My brother served as a youth pastor at the Mount Vernon Salvation Army. He lived in the church. On one particular evening, a boy from the teen group knocked on his door. It was late, and the visitor caught my brother off guard. He answered the door and asked what the boy needed.
The boy wanted to stay and play video games.
My brother agreed and as he got his console ready for the boy, he asked what was going on that the boy would come by this late at night.
The boy replied that the police were at his house arresting his mother and that his dad was already in jail. He just wanted a safe place to be until the state came to put him with another foster family.
I wish this was the only case of such a thing happening here hometown United States. It is not. I could go on with story after story about children separated from their parents. To be honest, most of the time, people reply that it’s good to get the children away from there drug addled, abusive, or sexually predatory parents.
The discussion over children being separated from their parents at the border seems to be a volatile point that’s not going anywhere. That is good. It shouldn’t. We should be horrified by what is going on at the border. Children are being brought to the United States to be sold into slavery. They are being used as body shields for the drug cartels. Some of those criminals are their parents, some are not. It’s hard to even vet them to tell, however, we are a nation that cares about the safety of children first, so we separate them from the adult carrying them over the border until we are sure the adult means them no harm.
We can argue the semantics of what is actually going on at the border or in this teen’s life. It won’t lead to change. What I find myself doing is asking, “What can I do about this issue?” Then, “Is my emotional response in proportion to what I can do?”
I find that as Christians, we should be asking these two questions. Christ’s attempts to stay away from politics and focus on the individual echo these questions of personal responsibility. I’ve seen this issue of the border turn “Christians” into the most disgustingly hateful people all in the name of their humanitarianism. “They care so deeply for the children!”
My question is why don’t they care about the one’s in their own town? What are they doing in the neighborhood God told them to influence by saying “Love thy neighbor”? Most of these people are doing nothing. This incredibly sad situation is societal movement like the ice bucket challenge. Meanwhile, real children are suffering all manner of abuse. They are lonely. They want a safe place to sit and play video games.

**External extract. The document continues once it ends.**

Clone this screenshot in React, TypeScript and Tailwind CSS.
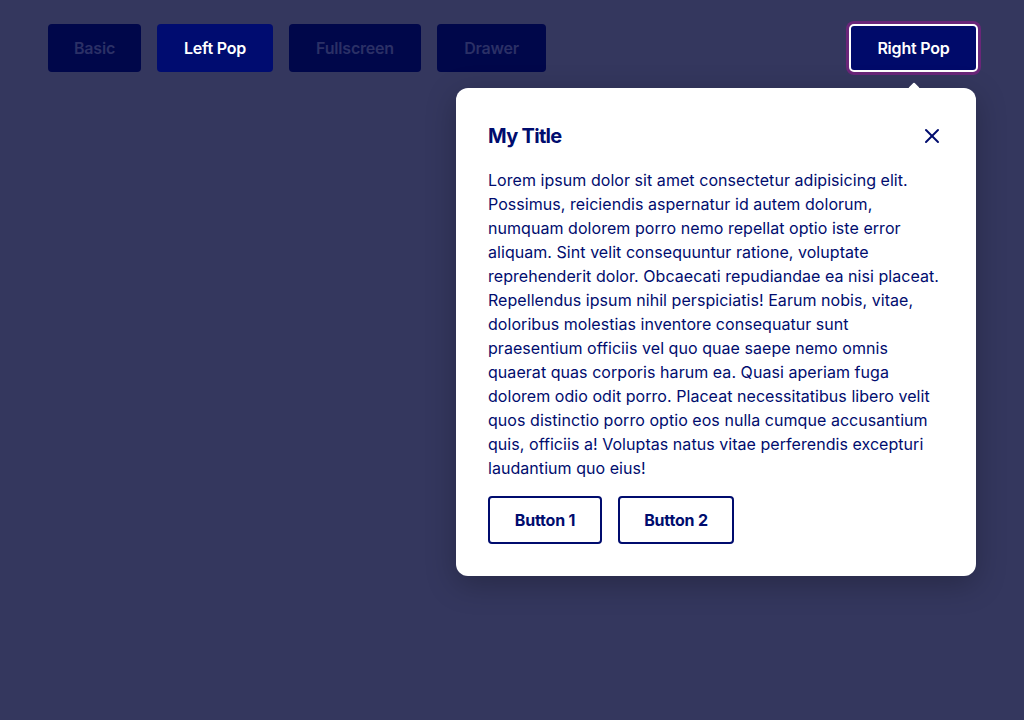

I’m not trying to discount the trauma either child endures. I’m not a fan of how bureaucracy has handled either the teen or the child on the border. They need REAL change. God called us to be that change. With political parties taking over our “humanitarianism” I fear that the value of actually doing something is being lost. Real issues are relegated to around the water cooler talks or Facebook arguments. I’m glad someone is actually doing something. One child is better than none. However, I feel the energy I invest into my emotions over these children should be in proportion to the actions I take. The world needs more doers and less tantrums.